What You Need to Know
- The SEC is now looking for more than good-faith compliance efforts.
- Complex products are a focus now in Reg BI exams.
- Look to FINRA's playbook regarding potential Reg BI enforcement actions.
Regulation Best Interest exams have moved beyond a “good faith” compliance assessment, John Polise, associate director of the Securities and Exchange Commission’s National Broker-Dealer and Exchange Program within the exam division, warned Thursday.
While the agency has moved beyond the Phase 1 “good faith effort” Reg BI exam cycle, the agency is “not looking to do gotcha exams or make enforcement referrals per se,” Polise said during a webcast held by the Securities Industry and Financial Markets Association. “I think we’re still understanding that the rule is complicated, that there are myriad ways for individual firms to address the four core obligations” in Reg BI.
The SEC released a statement on Dec. 21 detailing its plans to ramp up Reg BI exams.
The SEC, Polise added, also still has “not identified ideal or best practices and can do quite a bit more in helping the industry comply with that.”
That said, Reg BI “is a serious obligation,” Polise added. “In our good-faith exams we saw very good efforts and attempts by people to comply with the rule but there were some areas that could certainly be improved.

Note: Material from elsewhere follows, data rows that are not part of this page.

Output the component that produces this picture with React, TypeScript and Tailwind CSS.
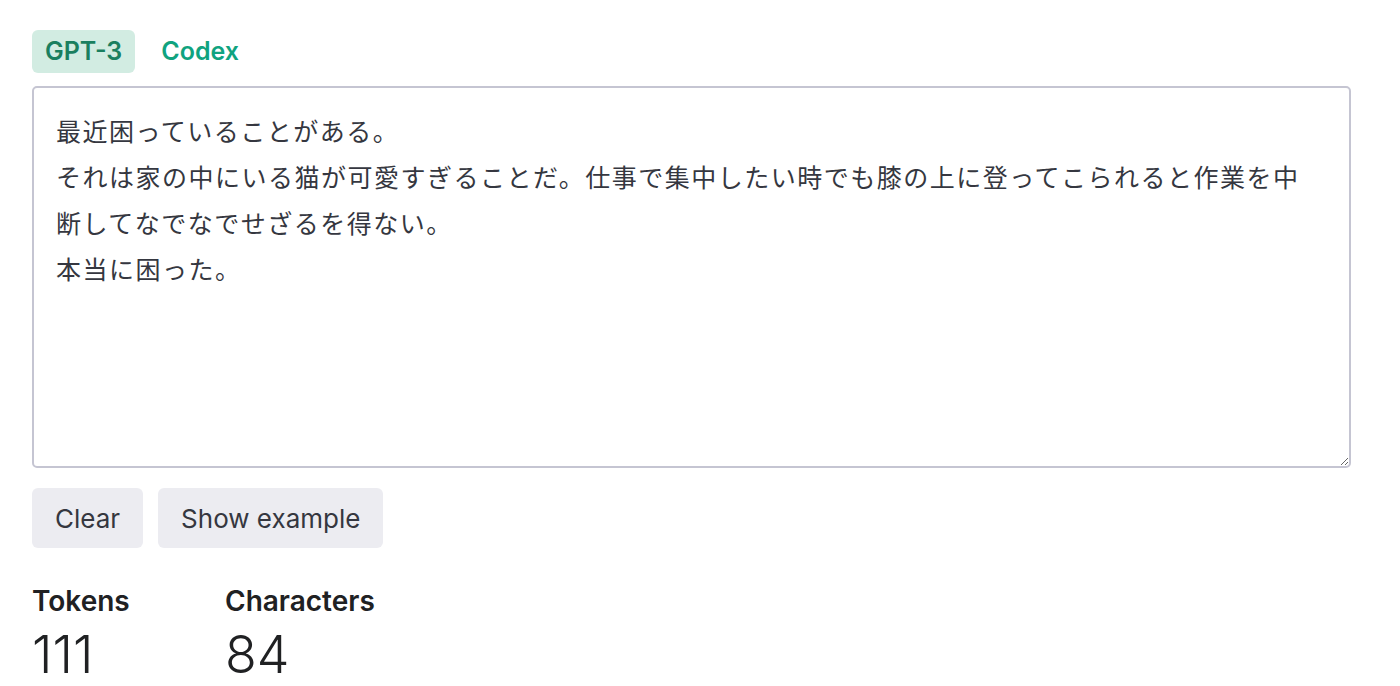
import { useState } from "react";

const sample =
  "最近困っていることがある。\nそれは家の中にいる猫が可愛すぎることだ。仕事で集中したい時でも膝の上に登ってこられると作業を中\n断してなでなでせざるを得ない。\n本当に困った。";

export default function App() {
  const [tab, setTab] = useState("gpt3");
  const [text, setText] = useState(sample);

  return (
    <div className="min-h-screen bg-white pl-8 pr-[49px] pt-[30px] font-['Inter','Noto_Sans_CJK_JP',sans-serif] text-[#353740]">
      {/* model tabs */}
      <div className="flex items-center gap-[13px]">
        <button
          onClick={() => setTab("gpt3")}
          className={`h-[43px] rounded-[6px] px-[13px] text-[25px] font-semibold ${
            tab === "gpt3" ? "bg-[#d2ece2] text-[#1a7f5f]" : "text-[#10a37f]"
          }`}
        >
          GPT-3
        </button>
        <button
          onClick={() => setTab("codex")}
          className={`h-[43px] rounded-[6px] px-[13px] text-[25px] font-semibold ${
            tab === "codex" ? "bg-[#d2ece2] text-[#1a7f5f]" : "text-[#10a37f]"
          }`}
        >
          Codex
        </button>
      </div>

      {/* input */}
      <textarea
        value={text}
        onChange={(e) => setText(e.target.value)}
        className="mt-[13px] block h-[382px] w-full rounded-[5px] border-2 border-[#c5c5d2] px-[22px] pt-[19px] font-['Noto_Sans_CJK_JP',sans-serif] text-[25px] leading-[46px] tracking-[1.5px] text-[#353740] outline-none"
      />

      {/* actions */}
      <div className="mt-[20px] flex gap-[15px]">
        <button onClick={() => setText("")} className="h-[60px] rounded-[6px] bg-[#ececf1] px-[23px] text-[26px] text-[#353740]">
          Clear
        </button>
        <button onClick={() => setText(sample)} className="h-[60px] rounded-[6px] bg-[#ececf1] px-[23px] text-[26px] text-[#353740]">
          Show example
        </button>
      </div>

      {/* stats */}
      <div className="mt-[37px] flex">
        <div className="w-[193px]">
          <div className="text-[28px] font-semibold leading-[32px] text-[#202123]">Tokens</div>
          <div className="mt-[8px] text-[52px] font-light leading-[60px] text-[#202123]">111</div>
        </div>
        <div>
          <div className="text-[28px] font-semibold leading-[32px] text-[#202123]">Characters</div>
          <div className="mt-[8px] text-[52px] font-light leading-[60px] text-[#202123]">84</div>
        </div>
      </div>
    </div>
  );
}
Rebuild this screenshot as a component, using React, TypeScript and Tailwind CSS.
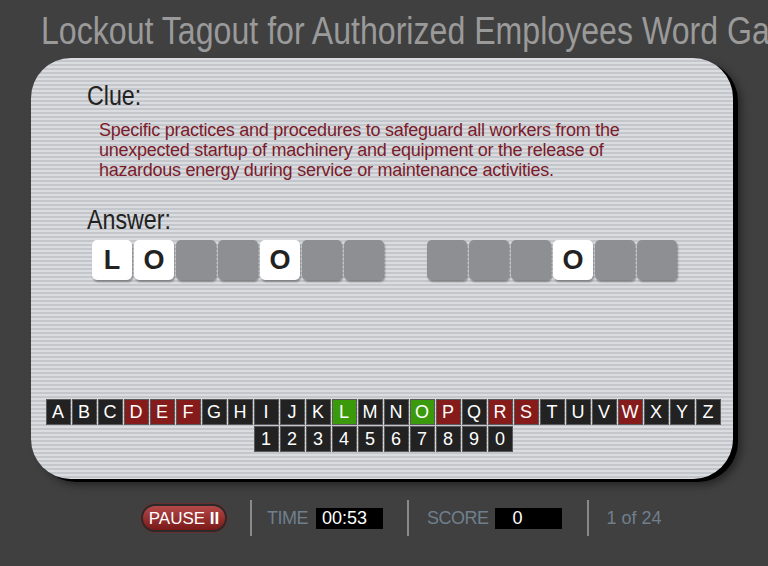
import React from 'react';

const clue =
  'Specific practices and procedures to safeguard all workers from the unexpected startup of machinery and equipment or the release of hazardous energy during service or maintenance activities.';

// answer words, null = still hidden
const words: (string | null)[][] = [
  ['L', 'O', null, null, 'O', null, null],
  [null, null, null, 'O', null, null],
];

const wrong = ['D', 'E', 'F', 'P', 'R', 'S', 'W'];
const right = ['L', 'O'];
const letters = 'ABCDEFGHIJKLMNOPQRSTUVWXYZ'.split('');
const digits = '1234567890'.split('');

const Key: React.FC<{ ch: string }> = ({ ch }) => {
  const bg = right.includes(ch) ? 'bg-[#3a9a0c]' : wrong.includes(ch) ? 'bg-[#861b1b]' : 'bg-[#222222]';
  return (
    <div className={`w-[25px] h-[26px] ${bg} border border-[#5a5a5a] flex items-center justify-center text-white text-[18px] leading-none`}>
      {ch}
    </div>
  );
};

const Tile: React.FC<{ ch: string | null }> = ({ ch }) =>
  ch ? (
    <div className="w-[40px] h-[40px] rounded-[5px] bg-white shadow-[1px_2px_2px_rgba(0,0,0,0.35)] flex items-center justify-center text-[27px] font-bold text-[#222]">
      {ch}
    </div>
  ) : (
    <div className="w-[40px] h-[40px] rounded-[5px] bg-[#8d8f92] shadow-[1px_2px_2px_rgba(0,0,0,0.35)]" />
  );

export default function App() {
  return (
    <div className="w-[768px] h-[566px] bg-[#404040] overflow-hidden font-['Liberation_Sans',Arial,sans-serif]">
      {/* title, narrow face */}
      <div className="h-[58px] pl-[41px] pt-[10px] whitespace-nowrap overflow-hidden">
        <span className="inline-block origin-left scale-x-[0.845] text-[38px] leading-[42px] text-[#9a9a9a]">
          Lockout Tagout for Authorized Employees Word Game
        </span>
      </div>

      {/* game board */}
      <div className="ml-[31px] w-[702px] h-[421px] rounded-[40px] shadow-[5px_3px_0_#000,8px_6px_8px_rgba(0,0,0,0.45)] bg-[repeating-linear-gradient(180deg,#dadcdf_0px,#dadcdf_2px,#c3c6ca_2px,#c3c6ca_4px)] pt-[23px] pl-[56px] flex flex-col">
        <div className="origin-left scale-x-[0.86] text-[27px] leading-[30px] text-[#222]">Clue:</div>
        <p className="mt-[9px] ml-[12px] w-[560px] text-[18px] tracking-[-0.25px] leading-[20px] text-[#7b1a2a]">{clue}</p>
        <div className="mt-[25px] origin-left scale-x-[0.86] text-[27px] leading-[30px] text-[#222]">Answer:</div>
        <div className="mt-[5px] ml-[5px] flex gap-[43px]">
          {words.map((w, i) => (
            <div key={i} className="flex gap-[2px]">
              {w.map((ch, j) => (
                <Tile key={j} ch={ch} />
              ))}
            </div>
          ))}
        </div>

        {/* letter picker */}
        <div className="mt-[119px] -ml-[54px] flex flex-col items-center gap-px">
          <div className="flex gap-px">
            {letters.map((c) => (
              <Key key={c} ch={c} />
            ))}
          </div>
          <div className="flex gap-px">
            {digits.map((c) => (
              <Key key={c} ch={c} />
            ))}
          </div>
        </div>
      </div>

      {/* status bar */}
      <div className="mt-[21px] pl-[141px] flex items-center text-[18px]">
        <button className="w-[86px] h-[28px] rounded-full bg-gradient-to-b from-[#b54848] to-[#7a1818] border-2 border-[#2a2a2a] shadow-[0_0_0_1px_#6a3030] text-white text-[17px] leading-none">
          PAUSE <span className="font-bold">II</span>
        </button>
        <div className="ml-[23px] w-[2px] h-[36px] bg-[#8a8a8a]" />
        <span className="ml-[15px] text-[#6f7f8e] tracking-[-0.5px]">TIME</span>
        <div className="ml-[8px] w-[67px] h-[21px] bg-black text-white text-[18px] leading-[21px] pl-[6px]">00:53</div>
        <div className="ml-[24px] w-[2px] h-[36px] bg-[#8a8a8a]" />
        <span className="ml-[18px] text-[#6f7f8e] tracking-[-0.5px]">SCORE</span>
        <div className="ml-[6px] w-[67px] h-[21px] bg-black text-white text-[18px] leading-[21px] pl-[18px]">0</div>
        <div className="ml-[25px] w-[2px] h-[36px] bg-[#8a8a8a]" />
        <span className="ml-[18px] text-[#6f7f8e]">1 of 24</span>
      </div>
    </div>
  );
}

Would they rise to the level of enforcement referrals? Probably not— more like deficiency letters to encourage people to take a more aggressive approach towards some of those requirements.”
What’s a Complex Product Under Reg BI?
Kevin Carroll, SIFMA’s associate general counsel, stated that complex products will be probed under Reg BI Phase 2 exams, but noted such products are not defined. He queried Polise on what products fall under that definition.
Polise responded: Inverse or leveraged exchange products, penny stocks, variable annuities, derivatives, as well as securities with low liquidity “that may not be consistent with what a customer’s needs are” — asset-backed securities or investments tied to market volatility.
“While there’s no set definition” of a complex product, Polise explained, “I think we often look to … whether the rep can explain it in the first instance and whether there are higher costs associated with it.”